Open cysouw opened 7 years ago
That is indeed a bit slow :-( Will look into it at some point, but no promises on when. Very open for pull requests though!
Apparently, recursive programming is not ideal inside R :-(, e.g. http://dirk.eddelbuettel.com/blog/2011/09/08/#rcpp_for_recursion
So, there should be some workaround possible ("memoization") but that would sort-of destroy the whole approach of the data.tree package. So, pass everything to C?
As we are talking a few hundred nodes, recursion is not the problem. Rather, the current DefaultPlotHeight
implementation is recursive, and on top it's called recursively by ToNewick. This, of course, is highly sub-optimal.
If you don't need the height in your Newick, the simplest solution is to avoid it, like so:
n <- ToNewick(bf, heightAttribute = NULL)
If you need the plot height, a workaround is to cache the plot height attribute on the nodes, like so:
library(ape)
library(data.tree)
data(bird.families)
bf <- as.Node(bird.families)
SetPlotHeight <- function(node, rootHeight = 100) {
#traverse from leaves towards root to calculate the height and store it in height2
#Note: cannot call it height, as that already exists on `Node`
Set(node$leaves, height2 = 1)
node$Do(function(x) x$height2 <- Aggregate(x, "height2", max) + 1, traversal = "post-order", filterFun = isNotLeaf)
#traverse from root to leaves to calculate the plotHeight
#(where plotHeight uses the semantics of dendrogram/phylo, where leaves should have height 0 and root height = rootHeight. This meaning is not the same as in the data.tree package)
node$plotHeight <- rootHeight
node$Do(function(x) x$plotHeight <- x$parent$plotHeight * (1 - 1 / x$height2), filterFun = isNotRoot)
}
SetPlotHeight(bf)
Then, instead of providing a heightAttribute function, provide the name of the cached attribute:
n <- ToNewick(bf, heightAttribute = "plotHeight")

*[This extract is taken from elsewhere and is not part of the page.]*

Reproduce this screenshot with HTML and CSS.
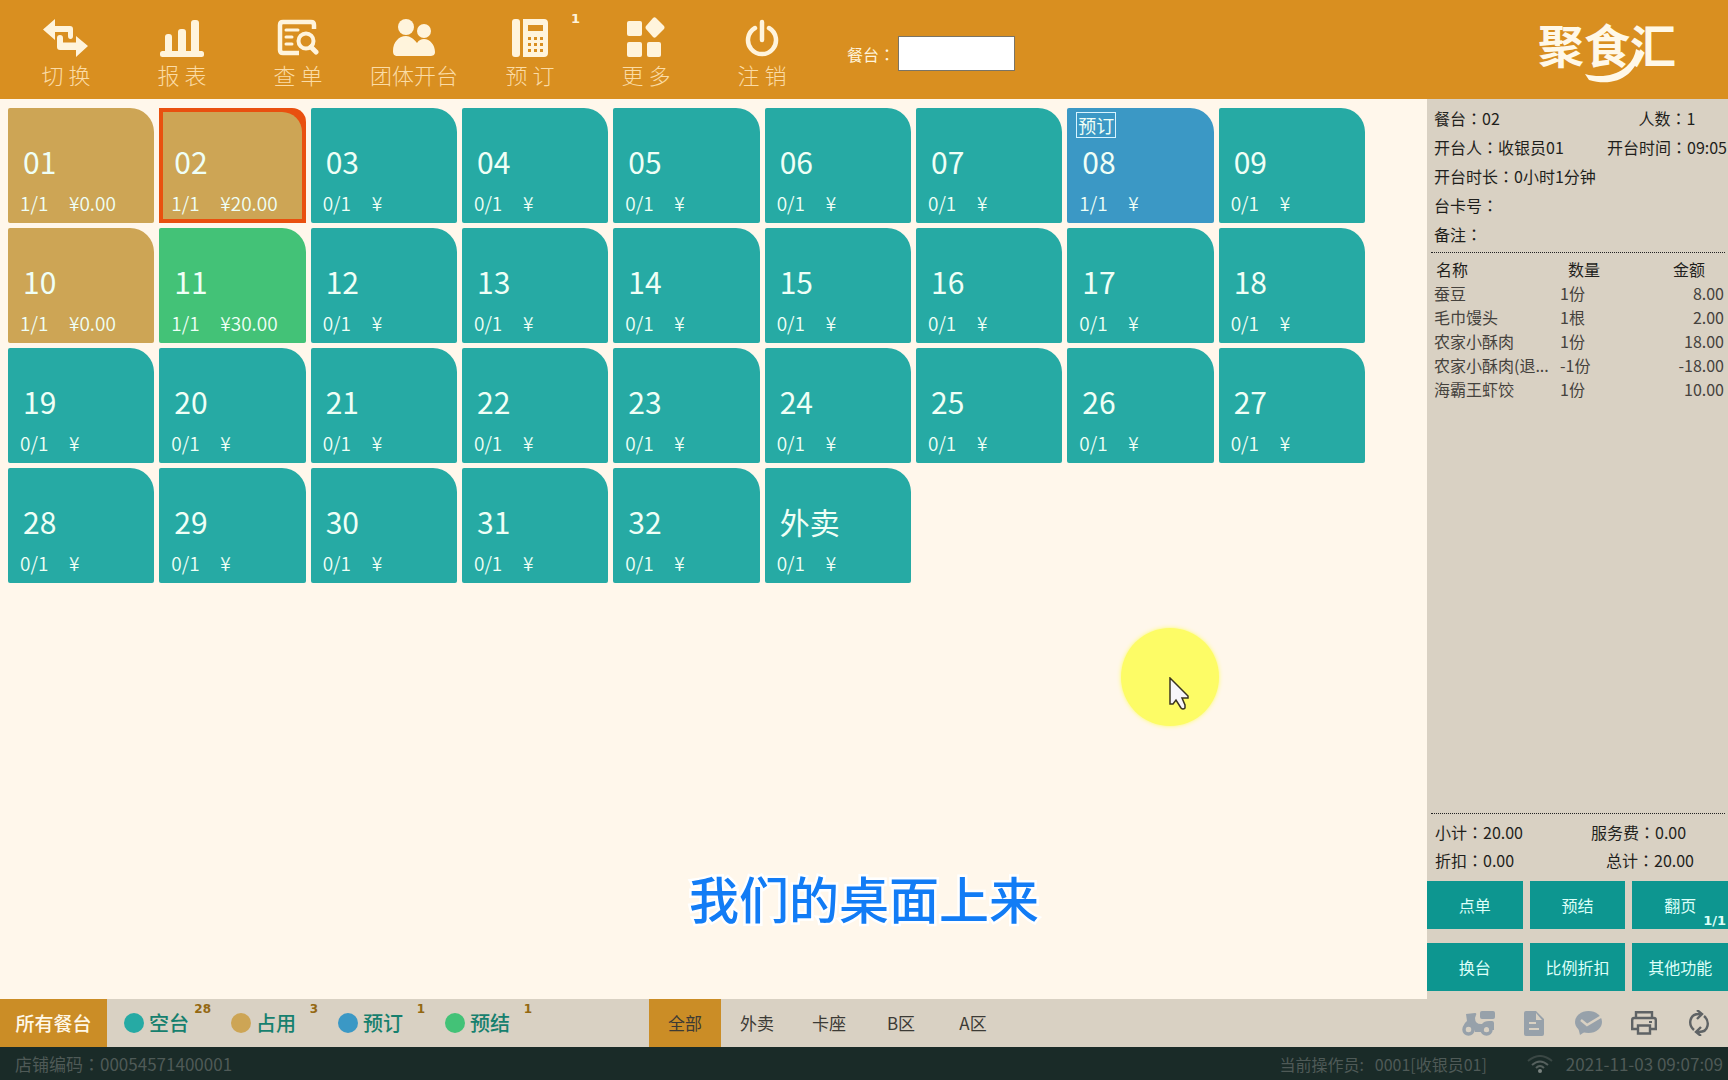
FILE: index.html
```html
<!DOCTYPE html>
<html lang="zh-CN">
<head>
<meta charset="utf-8">
<meta name="viewport" content="width=device-width, initial-scale=1">
<title>聚食汇</title>
<link rel="stylesheet" href="styles.css">
</head>
<body>
<header class="topbar">
  <nav class="tools">
    <button class="tool" type="button">
      <svg class="tool-icon" width="46" height="38" viewBox="0 0 46 38"><path d="M0 10.500 12 0v7h15q3 0 3 3v7q0 3-2.500 3T25 17v-4H12v8z"/><path d="M45 27 33 17v6.500H20V19q0-3-3-3t-3 3v9q0 3 3 3h16v7z"/></svg>
      <span>切 换</span>
    </button>
    <button class="tool" type="button">
      <svg class="tool-icon" width="44" height="38" viewBox="0 0 44 38"><rect x="0" y="32" width="44" height="6" rx="2.500"/><path d="M5 34V18q0-3 3-3h1q3 0 3 3v16zM18 34V13q0-3 3-3h2q3 0 3 3v21zM31 34V4q0-3 3-3h2q3 0 3 3v30z"/></svg>
      <span>报 表</span>
    </button>
    <button class="tool" type="button">
      <svg class="tool-icon" width="42" height="38" viewBox="0 0 42 38"><path fill="none" stroke="currentColor" stroke-width="4.500" d="M37 10V6q0-3-3-3H6Q3 3 3 6v25q0 3 3 3h16"/><path fill="none" stroke="currentColor" stroke-width="3" stroke-linecap="round" d="M9 11h12M9 18h6M9 25h6"/><circle cx="29" cy="22" r="7.500" fill="none" stroke="currentColor" stroke-width="4"/><path fill="none" stroke="currentColor" stroke-width="5" stroke-linecap="round" d="m34 28 5 5"/></svg>
      <span>查 单</span>
    </button>
    <button class="tool" type="button">
      <svg class="tool-icon" width="42" height="38" viewBox="0 0 42 38"><circle cx="13" cy="8" r="8"/><circle cx="31" cy="12" r="7"/><path d="M0 32C0 23 6 17 13 17c4 0 8 3 11 7 2-3 4-4 7-4 6 0 11 6 11 13 0 3-2 4-5 4H5c-4 0-5-2-5-5z"/></svg>
      <span>团体开台</span>
    </button>
    <button class="tool" type="button">
      <svg class="tool-icon" width="36" height="38" viewBox="0 0 36 38"><rect x="0" y="0" width="8" height="38" rx="3"/><path fill-rule="evenodd" d="M11 0h21q4 0 4 4v30q0 4-4 4H11zM16 6v6h15V6zM16 18v3h3v-3zM22 18v3h3v-3zM28 18v3h3v-3zM16 24v3h3v-3zM22 24v3h3v-3zM28 24v3h3v-3zM16 30v3h3v-3zM22 30v3h3v-3zM28 30v3h3v-3z"/></svg>
      <span>预 订</span>
      <b class="tool-count">1</b>
    </button>
    <button class="tool" type="button">
      <svg class="tool-icon" width="38" height="40" viewBox="0 0 38 40"><rect x="0" y="4" width="15" height="15" rx="2"/><rect x="0" y="25" width="15" height="15" rx="2"/><rect x="20" y="25" width="14" height="15" rx="2"/><path d="M26 1q1.500-1.500 3 0l8 8q1 1.500 0 3l-8 8q-1.500 1.500-3 0l-7-8q-1-1.500 0-3z"/></svg>
      <span>更 多</span>
    </button>
    <button class="tool" type="button">
      <svg class="tool-icon" width="34" height="38" viewBox="0 0 34 38"><path fill="none" stroke="currentColor" stroke-width="4.500" stroke-linecap="round" d="M10 9A14 14 0 1 0 24 9M17 3v18"/></svg>
      <span>注 销</span>
    </button>
  </nav>
  <div class="lookup">
    <label for="table-no">餐台<i class="colon" lang="zh-TW">：</i></label>
    <input id="table-no" type="text">
  </div>
  <div class="logo">聚食汇<svg class="logo-swoosh" width="56" height="34" viewBox="0 0 56 34"><path d="M51 0C48 20 26 32 0 25L4 31C30 39 52 26 55 2z"/></svg></div>
</header>

<div class="workspace">
  <main class="floor">
    <div class="tables">
      <button class="tile busy" type="button"><span class="no">01</span><span class="meta"><span>1/1</span><span>¥0.00</span></span></button>
      <button class="tile busy selected" type="button"><span class="no">02</span><span class="meta"><span>1/1</span><span>¥20.00</span></span></button>
      <button class="tile" type="button"><span class="no">03</span><span class="meta"><span>0/1</span><span>¥</span></span></button>
      <button class="tile" type="button"><span class="no">04</span><span class="meta"><span>0/1</span><span>¥</span></span></button>
      <button class="tile" type="button"><span class="no">05</span><span class="meta"><span>0/1</span><span>¥</span></span></button>
      <button class="tile" type="button"><span class="no">06</span><span class="meta"><span>0/1</span><span>¥</span></span></button>
      <button class="tile" type="button"><span class="no">07</span><span class="meta"><span>0/1</span><span>¥</span></span></button>
      <button class="tile booked" type="button"><span class="tag">预订</span><span class="no">08</span><span class="meta"><span>1/1</span><span>¥</span></span></button>
      <button class="tile" type="button"><span class="no">09</span><span class="meta"><span>0/1</span><span>¥</span></span></button>
      <button class="tile busy" type="button"><span class="no">10</span><span class="meta"><span>1/1</span><span>¥0.00</span></span></button>
      <button class="tile billed" type="button"><span class="no">11</span><span class="meta"><span>1/1</span><span>¥30.00</span></span></button>
      <button class="tile" type="button"><span class="no">12</span><span class="meta"><span>0/1</span><span>¥</span></span></button>
      <button class="tile" type="button"><span class="no">13</span><span class="meta"><span>0/1</span><span>¥</span></span></button>
      <button class="tile" type="button"><span class="no">14</span><span class="meta"><span>0/1</span><span>¥</span></span></button>
      <button class="tile" type="button"><span class="no">15</span><span class="meta"><span>0/1</span><span>¥</span></span></button>
      <button class="tile" type="button"><span class="no">16</span><span class="meta"><span>0/1</span><span>¥</span></span></button>
      <button class="tile" type="button"><span class="no">17</span><span class="meta"><span>0/1</span><span>¥</span></span></button>
      <button class="tile" type="button"><span class="no">18</span><span class="meta"><span>0/1</span><span>¥</span></span></button>
      <button class="tile" type="button"><span class="no">19</span><span class="meta"><span>0/1</span><span>¥</span></span></button>
      <button class="tile" type="button"><span class="no">20</span><span class="meta"><span>0/1</span><span>¥</span></span></button>
      <button class="tile" type="button"><span class="no">21</span><span class="meta"><span>0/1</span><span>¥</span></span></button>
      <button class="tile" type="button"><span class="no">22</span><span class="meta"><span>0/1</span><span>¥</span></span></button>
      <button class="tile" type="button"><span class="no">23</span><span class="meta"><span>0/1</span><span>¥</span></span></button>
      <button class="tile" type="button"><span class="no">24</span><span class="meta"><span>0/1</span><span>¥</span></span></button>
      <button class="tile" type="button"><span class="no">25</span><span class="meta"><span>0/1</span><span>¥</span></span></button>
      <button class="tile" type="button"><span class="no">26</span><span class="meta"><span>0/1</span><span>¥</span></span></button>
      <button class="tile" type="button"><span class="no">27</span><span class="meta"><span>0/1</span><span>¥</span></span></button>
      <button class="tile" type="button"><span class="no">28</span><span class="meta"><span>0/1</span><span>¥</span></span></button>
      <button class="tile" type="button"><span class="no">29</span><span class="meta"><span>0/1</span><span>¥</span></span></button>
      <button class="tile" type="button"><span class="no">30</span><span class="meta"><span>0/1</span><span>¥</span></span></button>
      <button class="tile" type="button"><span class="no">31</span><span class="meta"><span>0/1</span><span>¥</span></span></button>
      <button class="tile" type="button"><span class="no">32</span><span class="meta"><span>0/1</span><span>¥</span></span></button>
      <button class="tile" type="button"><span class="no">外卖</span><span class="meta"><span>0/1</span><span>¥</span></span></button>
    </div>
  </main>

  <aside class="order">
    <section class="info">
      <div class="pair"><span>餐台<i class="colon" lang="zh-TW">：</i>02</span><span class="second">人数<i class="colon" lang="zh-TW">：</i>1</span></div>
      <div class="pair"><span>开台人<i class="colon" lang="zh-TW">：</i>收银员01</span><span class="second">开台时间<i class="colon" lang="zh-TW">：</i>09:05</span></div>
      <div>开台时长<i class="colon" lang="zh-TW">：</i>0小时1分钟</div>
      <div>台卡号<i class="colon" lang="zh-TW">：</i></div>
      <div>备注<i class="colon" lang="zh-TW">：</i></div>
    </section>
    <section class="lines">
      <table class="dishes">
        <thead><tr><th class="name">名称</th><th class="qty">数量</th><th class="sum">金额</th></tr></thead>
        <tbody>
          <tr><td>蚕豆</td><td>1份</td><td class="sum">8.00</td></tr>
          <tr><td>毛巾馒头</td><td>1根</td><td class="sum">2.00</td></tr>
          <tr><td>农家小酥肉</td><td>1份</td><td class="sum">18.00</td></tr>
          <tr><td>农家小酥肉(退...</td><td>-1份</td><td class="sum">-18.00</td></tr>
          <tr><td>海霸王虾饺</td><td>1份</td><td class="sum">10.00</td></tr>
        </tbody>
      </table>
    </section>
    <section class="totals">
      <span>小计<i class="colon" lang="zh-TW">：</i>20.00</span><span>服务费<i class="colon" lang="zh-TW">：</i>0.00</span>
      <span>折扣<i class="colon" lang="zh-TW">：</i>0.00</span><span class="grand">总计<i class="colon" lang="zh-TW">：</i>20.00</span>
    </section>
    <section class="actions">
      <button type="button">点单</button>
      <button type="button">预结</button>
      <button type="button">翻页<b class="page-count">1/1</b></button>
      <button type="button">换台</button>
      <button type="button">比例折扣</button>
      <button type="button">其他功能</button>
    </section>
  </aside>
</div>

<div class="filters">
  <button class="all-tables" type="button">所有餐台</button>
  <ul class="legend">
    <li><span class="dot free"></span>空台<b>28</b></li>
    <li><span class="dot busy"></span>占用<b>3</b></li>
    <li><span class="dot booked"></span>预订<b>1</b></li>
    <li><span class="dot billed"></span>预结<b>1</b></li>
  </ul>
  <nav class="areas">
    <button class="area current" type="button">全部</button>
    <button class="area" type="button">外卖</button>
    <button class="area" type="button">卡座</button>
    <button class="area" type="button">B区</button>
    <button class="area" type="button">A区</button>
  </nav>
  <div class="shortcuts">
    <button type="button" aria-label="外送"><svg width="33" height="25" viewBox="0 0 33 25"><rect x="18" y="0" width="15" height="8" rx="2"/><path d="M4 3 13 2q2 0 1 2l-1 3q0 6 6 6h1q2-3 7-3h3q2 0 2 2v7h-5q-2-3-6 0l-2 2H13q-1-5-6-6-3 0-6 2 1-5 4-7z"/><circle cx="6.500" cy="18.500" r="4.500" fill="none" stroke="currentColor" stroke-width="3.500"/><circle cx="24.500" cy="18.500" r="4.500" fill="none" stroke="currentColor" stroke-width="3.500"/><circle cx="6.500" cy="18.500" r="2.500" class="hole"/><circle cx="24.500" cy="18.500" r="2.500" class="hole"/></svg></button>
    <button type="button" aria-label="单据"><svg width="20" height="25" viewBox="0 0 20 25"><path fill-rule="evenodd" d="M2 0h10l8 8v15q0 2-2 2H2q-2 0-2-2V2Q0 0 2 0zM12 2v7h6zM5 11v2h7v-2zM5 17v2h10v-2z"/></svg></button>
    <button type="button" aria-label="消息"><svg width="27" height="24" viewBox="0 0 27 24"><ellipse cx="13.500" cy="11" rx="13.500" ry="11"/><path d="M3 16 5 24l6-4z"/><path class="tick" d="m6 9 6 5L27 5"/></svg></button>
    <button class="active" type="button" aria-label="打印"><svg width="26" height="24" viewBox="0 0 26 24"><path fill="none" stroke="currentColor" stroke-width="2.400" d="M5 7V1.200h16V7M6 18H1.200V9q0-2 2-2h19.600q2 0 2 2v9H20M7 14.500h12v8H7z"/><path d="M18 10h3v2h-3z"/></svg></button>
    <button class="active" type="button" aria-label="刷新"><svg width="20" height="26" viewBox="0 0 20 26"><path fill="none" stroke="currentColor" stroke-width="2.400" d="M5 20C-1 15 0 4 10 4h3M8 0l5 4-5 5M15 6c6 5 5 16-5 16H7M12 17l-5 5 5 4"/></svg></button>
  </div>
</div>

<footer class="status">
  <span class="shop">店铺编码<i class="colon" lang="zh-TW">：</i>00054571400001</span>
  <span class="operator">当前操作员: &nbsp; 0001[收银员01]</span>
  <svg class="wifi" width="26" height="18" viewBox="0 0 26 18"><path fill="none" stroke="#3a4744" stroke-width="2" d="M1 6q12-10 24 0"/><path fill="none" stroke="#56615e" stroke-width="2" d="M5 10q8-7 16 0M9 13q4-4 8 0"/><circle cx="13" cy="16" r="2" fill="#7a8380"/></svg>
  <time datetime="2021-11-03T09:07:09">2021-11-03 09:07:09</time>
</footer>

<div class="caption">我们的桌面上来</div>
<div class="pointer"><svg width="20" height="33" viewBox="0 0 20 33"><path d="M1 1v26l3 0 3-4 5 8q2 2 4 0l0-3-3-7h6v-2z" fill="#f7f5fa" stroke="#3a3420" stroke-width="1.500"/></svg></div>
</body>
</html>
```
FILE: styles.css
```css
* {
  box-sizing: border-box;
}

body {
  position: relative;
  display: flex;
  flex-direction: column;
  min-height: 100vh;
  margin: 0;
  background: #fff7eb;
  color: #1f1f1c;
  font: 16px/24px "Noto Sans CJK SC", sans-serif;
  overflow-x: hidden;
}

button {
  margin: 0;
  padding: 0;
  border: 0;
  background: none;
  color: inherit;
  font: inherit;
  cursor: pointer;
}

svg {
  fill: currentColor;
}

/* The Traditional Chinese face centres the full-width colon in its cell */
.colon {
  font-family: "Noto Sans CJK TC", sans-serif;
  font-style: normal;
}

/* Top bar */
.topbar {
  display: flex;
  align-items: stretch;
  height: 99px;
  padding: 0 52px 0 8px;
  background: #d98f20;
  color: #fff4dc;
}

.tools {
  display: flex;
}

.tool {
  position: relative;
  display: flex;
  flex-direction: column;
  align-items: center;
  justify-content: flex-end;
  gap: 2px;
  width: 116px;
  padding-bottom: 10px;
  font-size: 22px;
  font-weight: 300;
  line-height: 30px;
}

.tool span {
  color: #fbdca6;
}

.tool-count {
  position: absolute;
  top: 11px;
  right: 8px;
  font: bold 13px/16px "DejaVu Sans", sans-serif;
}

.lookup {
  display: flex;
  align-items: center;
  gap: 3px;
  margin-left: 27px;
  padding-top: 8px;
}

.lookup input {
  width: 117px;
  height: 35px;
  border: 1px solid #7a7466;
  background: #fff;
  font: inherit;
}

.logo {
  position: relative;
  margin-left: auto;
  padding-top: 16px;
  color: #fff8e8;
  font-size: 46px;
  font-weight: 700;
  line-height: 54px;
}

.logo-swoosh {
  position: absolute;
  left: 47px;
  bottom: 16px;
}

/* Floor plan */
.workspace {
  display: flex;
  flex: 1;
}

.floor {
  flex: 1;
  min-width: 0;
  padding: 9px 62px 9px 8px;
}

.tables {
  display: grid;
  grid-template-columns: repeat(9, 1fr);
  gap: 5px;
}

.tile {
  position: relative;
  isolation: isolate;
  display: flex;
  flex-direction: column;
  gap: 12px;
  height: 115px;
  padding: 35px 0 8px 12px;
  border-radius: 2px 24px 2px 2px;
  background: #26aaa4;
  color: #effff6;
  text-align: left;
}

.no {
  padding-left: 3px;
  font-size: 30px;
  line-height: 36px;
}

.meta {
  display: grid;
  grid-template-columns: 49px 1fr;
  font-size: 19px;
  font-weight: 350;
  line-height: 24px;
}

.busy {
  background: #cda555;
}

.booked {
  background: #3b98c5;
}

.billed {
  background: #43c277;
}

.selected {
  border-radius: 0 14px 0 0;
  background: #e9500f;
}

.selected::before {
  content: "";
  position: absolute;
  inset: 4px;
  z-index: -1;
  border-radius: 0 20px 0 0;
  background: #cda555;
}

.tag {
  position: absolute;
  top: 4px;
  left: 9px;
  padding: 0 1px;
  border: 1px solid #d8f4ff;
  font-size: 18px;
  line-height: 24px;
}

/* Order panel */
.order {
  display: flex;
  flex-direction: column;
  width: 301px;
  padding-bottom: 8px;
  background: #d9d1c3;
  overflow: hidden;
}

.info {
  margin: 0 3px 0 4px;
  padding: 5px 0 3px 3px;
  border-bottom: 1px dotted #222;
  line-height: 29px;
  white-space: nowrap;
}

.pair {
  display: grid;
  grid-template-columns: 172px 122px;
}

.second {
  text-align: center;
}

.lines {
  flex: 1;
  margin: 0 3px 0 4px;
  padding: 4px 0 0 3px;
  border-bottom: 1px dotted #222;
}

.dishes {
  width: 100%;
  border-collapse: collapse;
  table-layout: fixed;
  color: #45423d;
  white-space: nowrap;
}

.dishes td,
.dishes th {
  padding: 0;
  font-weight: 400;
  text-align: left;
}

.dishes th {
  padding-left: 2px;
  color: #1f1f1c;
}

.dishes .name {
  width: 126px;
}

.dishes .qty {
  width: 90px;
  padding-left: 8px;
}

.dishes td.sum {
  padding-right: 1px;
  text-align: right;
}

.dishes th.sum {
  padding-right: 20px;
  text-align: right;
}

.totals {
  display: grid;
  grid-template-columns: 156px 1fr;
  padding: 4px 0 7px 8px;
  line-height: 28px;
}

.grand {
  padding-left: 15px;
}

.actions {
  display: grid;
  grid-template-columns: repeat(3, 1fr);
  gap: 14px 7px;
}

.actions button {
  position: relative;
  height: 48px;
  background: #0d9690;
  color: #dcfff8;
}

.page-count {
  position: absolute;
  right: 2px;
  bottom: 0;
  font: bold 13px/16px "DejaVu Sans", sans-serif;
}

/* Filter bar */
.filters {
  display: flex;
  height: 48px;
  background: #d9d1c3;
}

.all-tables {
  width: 107px;
  background: #cb8d26;
  color: #fff8e8;
  font-size: 19px;
  font-weight: 500;
}

.legend {
  display: flex;
  margin: 0;
  padding: 0;
  list-style: none;
  color: #16806e;
  font-size: 20px;
  font-weight: 500;
}

.legend li {
  position: relative;
  display: flex;
  align-items: center;
  gap: 5px;
  width: 107px;
  padding-left: 17px;
}

.legend b {
  position: absolute;
  top: 2px;
  right: 3px;
  color: #946812;
  font: bold 12px/16px "DejaVu Sans", sans-serif;
}

.dot {
  width: 20px;
  height: 20px;
  border-radius: 50%;
}

.free {
  background: #26aaa4;
}

.areas {
  display: flex;
  margin-left: 114px;
}

.area {
  width: 72px;
  color: #3c3a35;
  font-size: 17px;
}

.current {
  background: #cb8d26;
}

.shortcuts {
  display: flex;
  margin-left: auto;
  padding-right: 2px;
  color: #97a1aa;
}

.shortcuts button {
  display: flex;
  align-items: center;
  justify-content: center;
  width: 55px;
}

.shortcuts .active {
  color: #5f6365;
}

.hole {
  fill: #d9d1c3;
}

.tick {
  fill: none;
  stroke: #d9d1c3;
  stroke-width: 2.5;
}

/* Status bar */
.status {
  display: flex;
  align-items: center;
  height: 33px;
  padding: 0 5px 0 15px;
  background: #1a2b28;
  color: #4f5a57;
}

.shop,
.status time {
  font-size: 17px;
}

.operator {
  margin-left: auto;
}

.wifi {
  margin: 0 13px 0 40px;
}

/* Overlays */
.caption {
  position: absolute;
  bottom: 147px;
  left: 0;
  width: 100%;
  color: #127cf5;
  font-size: 50px;
  font-weight: 500;
  line-height: 72px;
  text-align: center;
  -webkit-text-stroke: 5px #fff;
  paint-order: stroke fill;
  pointer-events: none;
}

.pointer {
  position: absolute;
  top: 628px;
  left: 1121px;
  width: 98px;
  height: 98px;
  padding: 49px 0 0 48px;
  border-radius: 50%;
  background: #fdfc66;
  box-shadow: 0 0 4px #fdfc66;
  pointer-events: none;
}
```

I need to figure out whether there is a clean way to fix this for good in the DefaultPlotHeight
function, thought I doubt it. At least it should be documented in the ToNewick
, as.dendrogram.Node
, and as.phylo.Node
This is exactly what I was looking for!! This cut down the time to convert a tree with 5971 tips and 1631 internal nodes, from several(!!) minutes to just 2 secs!:
If you don't need the height in your Newick, the simplest solution is to avoid it
Perhaps this is the cause of slowdowns in other conversions like ToDataFrameTable
as well? cf. this gist. I'm wondering about the slowness in conversion (of seconds or more) even after pruning to a depth of 2-6. Whereas just almost any other operation like leafCount
for example is almost instant for the whole tree.
For context, I'm trying to convert a json file via data.tree
to tidytree
format to do some visualizations. Any other alternative would also be very helpful.
In the long term, I wonder how hard it would to implement some parts in rcpp? I'm hoping this can be my go to package for hierarchical data. There really is a lack of tools in R for stuff like json. I'd be willing to spend some time if needed to work on this. Since I really need a way to work with and visualize large json structures, any suggestions for alternatives is fine too..
Is there a way to speed up this conversion, specifically with
ToNewick
?